Required work —
Each line in the entries below that holds the string "screenshot" is to be listed.

· · ·

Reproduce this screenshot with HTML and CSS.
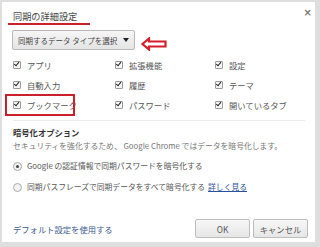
FILE: index.html
```html
<!DOCTYPE html>
<html lang="ja">
<head>
	<meta charset="UTF-8">
	<title>同期の詳細設定</title>
	<link rel="stylesheet" href="styles.css">
</head>
<body>
	<div class="dialog">
		<div class="head">
			<span class="title">同期の詳細設定</span>
			<span class="close">×</span>
		</div>

		<div class="pick">
			<div class="select">同期するデータ タイプを選択 <span class="caret"></span></div>
			<!-- 注釈の矢印 -->
			<svg class="arrow" width="26" height="14" viewBox="0 0 26 14">
				<path d="M1.5 7 L8 1.5 L8 4.5 L24.5 4.5 L24.5 9.5 L8 9.5 L8 12.5 Z" fill="none" stroke="#d21f2b" stroke-width="2.2" stroke-linejoin="miter"/>
			</svg>
		</div>

		<ul class="types">
			<li><i class="box"></i>アプリ</li>
			<li><i class="box"></i>拡張機能</li>
			<li><i class="box"></i>設定</li>
			<li><i class="box"></i>自動入力</li>
			<li><i class="box"></i>履歴</li>
			<li><i class="box"></i>テーマ</li>
			<li class="mark"><i class="box"></i>ブックマーク</li>
			<li><i class="box"></i>パスワード</li>
			<li><i class="box"></i>開いているタブ</li>
		</ul>

		<div class="crypt">
			<p class="sub">暗号化オプション</p>
			<p class="note">セキュリティを強化するため、 Google Chrome ではデータを暗号化します。</p>
			<p class="radio"><i class="dot on"></i>Google の認証情報で同期パスワードを暗号化する</p>
			<p class="radio"><i class="dot"></i>同期パスフレーズで同期データをすべて暗号化する <a href="#">詳しく見る</a></p>
		</div>

		<div class="foot">
			<a class="reset" href="#">デフォルト設定を使用する</a>
			<div class="btns">
				<span class="btn ok">OK</span>
				<span class="btn">キャンセル</span>
			</div>
		</div>
	</div>
</body>
</html>
```

FILE: styles.css
```css
html,
body,
ul,
li,
p {
	margin: 0;
	padding: 0;
}
li {
	list-style: none;
}
body {
	width: 320px;
	height: 247px;
	overflow: hidden;
	background: #dedede;
	font-family: "Noto Sans CJK JP", "Liberation Sans", sans-serif;
	font-size: 8.3px;
	color: #555;
}
.dialog {
	position: relative;
	box-sizing: border-box;
	width: 313px;
	height: 240px;
	margin: 2px 0 0 2px;
	padding: 0 0 0 11px;
	background: #fff;
	display: flex;
	flex-direction: column;
}
.head {
	display: flex;
	justify-content: space-between;
	align-items: flex-start;
	height: 27px;
}
.title {
	margin: 8px 0 0 -5px;
	padding: 0 13px 0 5px;
	line-height: 12px;
	height: 13px;
	font-size: 9.2px;
	color: #444;
	border-bottom: 2px solid #cc1f2c;
}
.close {
	margin: 5px 3px 0 0;
	font-family: "DejaVu Sans", sans-serif;
	font-size: 10px;
	font-weight: bold;
	color: #777;
}
.pick {
	display: flex;
	align-items: center;
	height: 20px;
	margin-top: 1px;
}
.select {
	box-sizing: border-box;
	width: 123px;
	height: 20px;
	margin-left: -1px;
	padding: 0 0 0 5px;
	display: flex;
	align-items: center;
	border: 1px solid #b9b9b9;
	border-radius: 2px;
	background: linear-gradient(#f6f6f6, #e4e4e4);
	color: #444;
	font-size: 7.5px;
	white-space: nowrap;
}
.caret {
	margin-left: 6px;
	border-left: 3px solid transparent;
	border-right: 3px solid transparent;
	border-top: 4px solid #222;
}
.arrow {
	margin: 7px 0 0 6px;
}
.types {
	display: grid;
	grid-template-columns: 102px 100px 100px;
	grid-auto-rows: 20px;
	margin-top: 5px;
	width: 300px;
}
.types li {
	position: relative;
	display: flex;
	align-items: center;
	color: #555;
}
.box {
	box-sizing: border-box;
	width: 8px;
	height: 8px;
	margin-right: 6px;
	border: 1px solid #9a9a9a;
	border-radius: 1px;
	background: #f4f4f4;
	position: relative;
}
.box::after {
	content: "";
	position: absolute;
	left: 1.2px;
	top: -0.8px;
	width: 2.2px;
	height: 4.2px;
	border-right: 1.6px solid #222;
	border-bottom: 1.6px solid #222;
	transform: rotate(40deg);
}
.mark::before {
	content: "";
	position: absolute;
	left: -8px;
	top: -1px;
	width: 66px;
	height: 18px;
	border: 2px solid #cc1f2c;
}
.crypt {
	margin: 5px 10px 0 0;
	padding-top: 5px;
	border-top: 1px solid #ececec;
}
.sub {
	font-weight: bold;
	color: #333;
	line-height: 12px;
}
.note {
	margin-top: 2px;
	color: #777;
	line-height: 12px;
	font-size: 7.8px;
	white-space: nowrap;
}
.radio {
	display: flex;
	align-items: center;
	margin-top: 8px;
	line-height: 12px;
	height: 12px;
	font-size: 7.8px;
	color: #555;
	white-space: nowrap;
}
.radio + .radio {
	margin-top: 9px;
}
.dot {
	box-sizing: border-box;
	width: 9px;
	height: 9px;
	margin-right: 5px;
	border: 1px solid #aaa;
	border-radius: 50%;
	background: #f2f2f2;
	position: relative;
}
.dot.on::after {
	content: "";
	position: absolute;
	left: 2px;
	top: 2px;
	width: 3px;
	height: 3px;
	border-radius: 50%;
	background: #444;
}
.radio a {
	margin-left: 3px;
	color: #2850a0;
}
.foot {
	display: flex;
	justify-content: space-between;
	align-items: center;
	margin-top: auto;
	margin-bottom: 4px;
	padding-right: 7px;
}
.reset {
	color: #3a5c92;
	text-decoration: none;
}
.btns {
	display: flex;
	gap: 3px;
}
.btn {
	box-sizing: border-box;
	width: 55px;
	height: 19px;
	display: flex;
	align-items: center;
	justify-content: center;
	border: 1px solid #bdbdbd;
	border-radius: 2px;
	background: linear-gradient(#f7f7f7, #e6e6e6);
	color: #555;
	font-size: 8.3px;
}
```
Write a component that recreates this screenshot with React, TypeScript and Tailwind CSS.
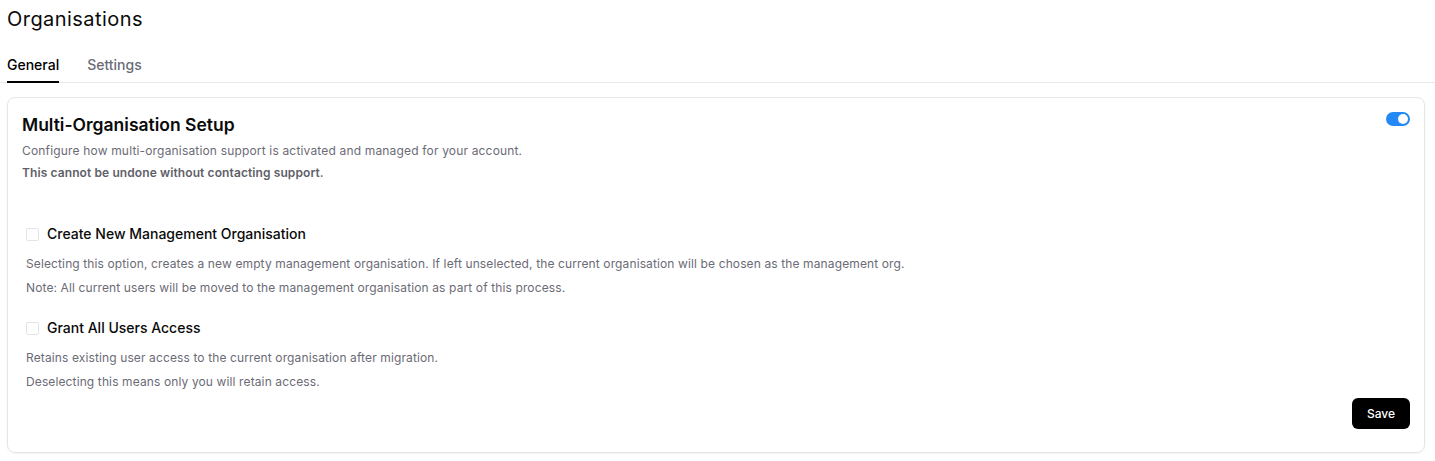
import React from 'react';

type Option = {
  label: string;
  lines: string[];
};

const options: Option[] = [
  {
    label: 'Create New Management Organisation',
    lines: [
      'Selecting this option, creates a new empty management organisation. If left unselected, the current organisation will be chosen as the management org.',
      'Note: All current users will be moved to the management organisation as part of this process.',
    ],
  },
  {
    label: 'Grant All Users Access',
    lines: [
      'Retains existing user access to the current organisation after migration.',
      'Deselecting this means only you will retain access.',
    ],
  },
];

function Toggle() {
  return (
    <button
      type="button"
      className="mt-px flex h-[14px] w-[24px] items-center justify-end rounded-full bg-[#2489f4] px-[2px]"
    >
      <span className="block h-[10px] w-[10px] rounded-full bg-white" />
    </button>
  );
}

export default function App() {
  return (
    <div className="min-h-screen bg-white font-['Inter',sans-serif] text-[#0a0a0a]">
      <h1 className="pl-[7px] pt-[5px] text-xl leading-7 font-normal tracking-[0.45px]">Organisations</h1>

      <div className="mt-[22px] flex gap-7 border-b border-[#e8e8ec] pl-[7px]">
        <button className="-mb-px border-b-2 border-black pb-[6px] text-sm leading-5 font-medium text-black">
          General
        </button>
        <button className="-mb-px border-b-2 border-transparent pb-[6px] text-sm leading-5 font-medium text-[#6b6b76]">
          Settings
        </button>
      </div>

      <div className="ml-[7px] mr-[10px] mt-[14px] rounded-lg border border-[#e6e6ea] px-[14px] pt-[13px] pb-[23px] shadow-[0_1px_2px_rgba(0,0,0,0.05)]">
        <div className="flex items-start justify-between">
          <h2 className="text-[17.5px] leading-7 font-semibold">Multi-Organisation Setup</h2>
          <Toggle />
        </div>
        <p className="mt-px text-xs leading-[22px] tracking-[0.17px] text-[#6b6b76]">
          Configure how multi-organisation support is activated and managed for your account.
        </p>
        <p className="text-xs leading-[22px] font-semibold tracking-[0.1px] text-[#5f5f6a]">
          This cannot be undone without contacting support.
        </p>

        <div className="mt-[40px] flex flex-col gap-[18px] px-1">
          {options.map((opt) => (
            <div key={opt.label}>
              <label className="flex items-center gap-2">
                <span className="block h-[13px] w-[13px] rounded-[2px] border border-[#e4e4e8] bg-white" />
                <span className="text-sm leading-5 font-medium text-[#0a0a0a]">{opt.label}</span>
              </label>
              <div className="mt-[8px]">
                {opt.lines.map((line) => (
                  <p key={line} className="text-xs leading-6 tracking-[0.12px] text-[#6b6b76]">
                    {line}
                  </p>
                ))}
              </div>
            </div>
          ))}
        </div>

        <div className="mt-[4px] flex justify-end">
          <button className="h-[31px] w-[58px] rounded-md bg-black text-xs font-medium text-white">
            Save
          </button>
        </div>
      </div>
    </div>
  );
}
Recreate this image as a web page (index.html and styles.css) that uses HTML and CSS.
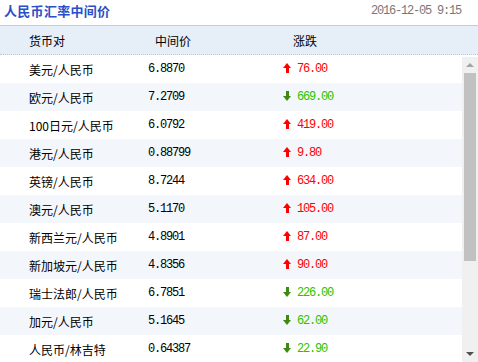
FILE: index.html
```html
<!DOCTYPE html>
<html lang="zh-CN">
<head>
    <meta charset="UTF-8">
    <title>人民币汇率中间价</title>
    <link rel="stylesheet" href="styles.css">
</head>
<body>
    <div class="page">
        <div class="topbar">
            <span class="title">人民币汇率中间价</span>
            <span class="time">2016-12-05 9:15</span>
        </div>
        <div class="head">
            <span class="c1">货币对</span>
            <span class="c2">中间价</span>
            <span class="c3">涨跌</span>
        </div>
        <div class="list">
            <div class="rows">
                <div class="row"><span class="c1">美元/人民币</span><span class="c2 num">6.8870</span><span class="c3 num up"><i class="arr"></i>76.00</span></div>
                <div class="row"><span class="c1">欧元/人民币</span><span class="c2 num">7.2709</span><span class="c3 num down"><i class="arr"></i>669.00</span></div>
                <div class="row"><span class="c1">100日元/人民币</span><span class="c2 num">6.0792</span><span class="c3 num up"><i class="arr"></i>419.00</span></div>
                <div class="row"><span class="c1">港元/人民币</span><span class="c2 num">0.88799</span><span class="c3 num up"><i class="arr"></i>9.80</span></div>
                <div class="row"><span class="c1">英镑/人民币</span><span class="c2 num">8.7244</span><span class="c3 num up"><i class="arr"></i>634.00</span></div>
                <div class="row"><span class="c1">澳元/人民币</span><span class="c2 num">5.1170</span><span class="c3 num up"><i class="arr"></i>105.00</span></div>
                <div class="row"><span class="c1">新西兰元/人民币</span><span class="c2 num">4.8901</span><span class="c3 num up"><i class="arr"></i>87.00</span></div>
                <div class="row"><span class="c1">新加坡元/人民币</span><span class="c2 num">4.8356</span><span class="c3 num up"><i class="arr"></i>90.00</span></div>
                <div class="row"><span class="c1">瑞士法郎/人民币</span><span class="c2 num">6.7851</span><span class="c3 num down"><i class="arr"></i>226.00</span></div>
                <div class="row"><span class="c1">加元/人民币</span><span class="c2 num">5.1645</span><span class="c3 num down"><i class="arr"></i>62.00</span></div>
                <div class="row"><span class="c1">人民币/林吉特</span><span class="c2 num">0.64387</span><span class="c3 num down"><i class="arr"></i>22.90</span></div>
            </div>
            <div class="scroll">
                <div class="btn"><i class="tri-up"></i></div>
                <div class="track"><div class="thumb"></div></div>
                <div class="btn"><i class="tri-down"></i></div>
            </div>
        </div>
    </div>
</body>
</html>
```

FILE: styles.css
```css
body {
    margin: 0;
    font-family: 'Noto Sans CJK SC', sans-serif;
    font-size: 12px;
    color: #000;
    background: #fff;
}
.page {
    width: 478px;
    height: 362px;
    overflow: hidden;
}
.topbar {
    height: 26px;
    display: flex;
    justify-content: space-between;
    align-items: flex-start;
    border-bottom: 1px solid #c4ccd8;
    box-sizing: border-box;
}
.title {
    padding-left: 4px;
    font-size: 13px;
    font-weight: bold;
    color: #2c4fc8;
    line-height: 22px;
    letter-spacing: 0.3px;
}
.time {
    padding-right: 17px;
    font-family: 'Liberation Mono', monospace;
    font-size: 12px;
    letter-spacing: -1.2px;
    color: #777;
    line-height: 22px;
}
.head {
    height: 28px;
    display: flex;
    align-items: center;
    background: #e6eff8;
    border-bottom: 1px dotted #b7c9e4;
}
.c1 {
    width: 119px;
    padding-left: 29px;
    flex-shrink: 0;
}
.c2 {
    width: 135px;
    flex-shrink: 0;
}
.c3 {
    flex: 1;
}
.head .c2 {
    padding-left: 7px;
    width: 128px;
}
.head .c3 {
    padding-left: 10px;
}
.list {
    display: flex;
    height: 307px;
}
.rows {
    flex: 1;
    overflow: hidden;
}
.row {
    height: 28px;
    display: flex;
    align-items: center;
}
.row:nth-child(even) {
    background: #f3f6fb;
}
.num {
    font-family: 'Liberation Mono', monospace;
    font-size: 12px;
    letter-spacing: -1.2px;
}
.up {
    color: #f00;
}
.down {
    color: #22c400;
}
.arr {
    display: inline-block;
    position: relative;
    width: 9px;
    height: 10px;
    margin-right: 5px;
    vertical-align: -1px;
}
.up .arr {
    background:
        linear-gradient(#f00, #f00) 3px 4px / 3px 6px no-repeat;
}
.up .arr::before {
    content: "";
    position: absolute;
    left: 0;
    top: 0;
    border-left: 4.5px solid transparent;
    border-right: 4.5px solid transparent;
    border-bottom: 5px solid #f00;
}
.down .arr {
    background:
        linear-gradient(#3d8a12, #3d8a12) 3px 0 / 3px 6px no-repeat;
}
.down .arr::before {
    content: "";
    position: absolute;
    left: 0;
    bottom: 0;
    border-left: 4.5px solid transparent;
    border-right: 4.5px solid transparent;
    border-top: 5px solid #3d8a12;
}
.scroll {
    width: 16px;
    display: flex;
    flex-direction: column;
    background: #f0f0f0;
    margin-top: 2px;
}
.btn {
    height: 16px;
    display: flex;
    align-items: center;
    justify-content: center;
}
.tri-up {
    border-left: 4px solid transparent;
    border-right: 4px solid transparent;
    border-bottom: 4px solid #a3a3a3;
}
.tri-down {
    border-left: 4px solid transparent;
    border-right: 4px solid transparent;
    border-top: 4px solid #505050;
}
.track {
    flex: 1;
    padding: 0 2px;
}
.thumb {
    height: 188px;
    background: #c1c1c1;
}
```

· · ·

Solution —
Reproduce this screenshot with HTML and CSS.
Write a component that recreates this screenshot with React, TypeScript and Tailwind CSS.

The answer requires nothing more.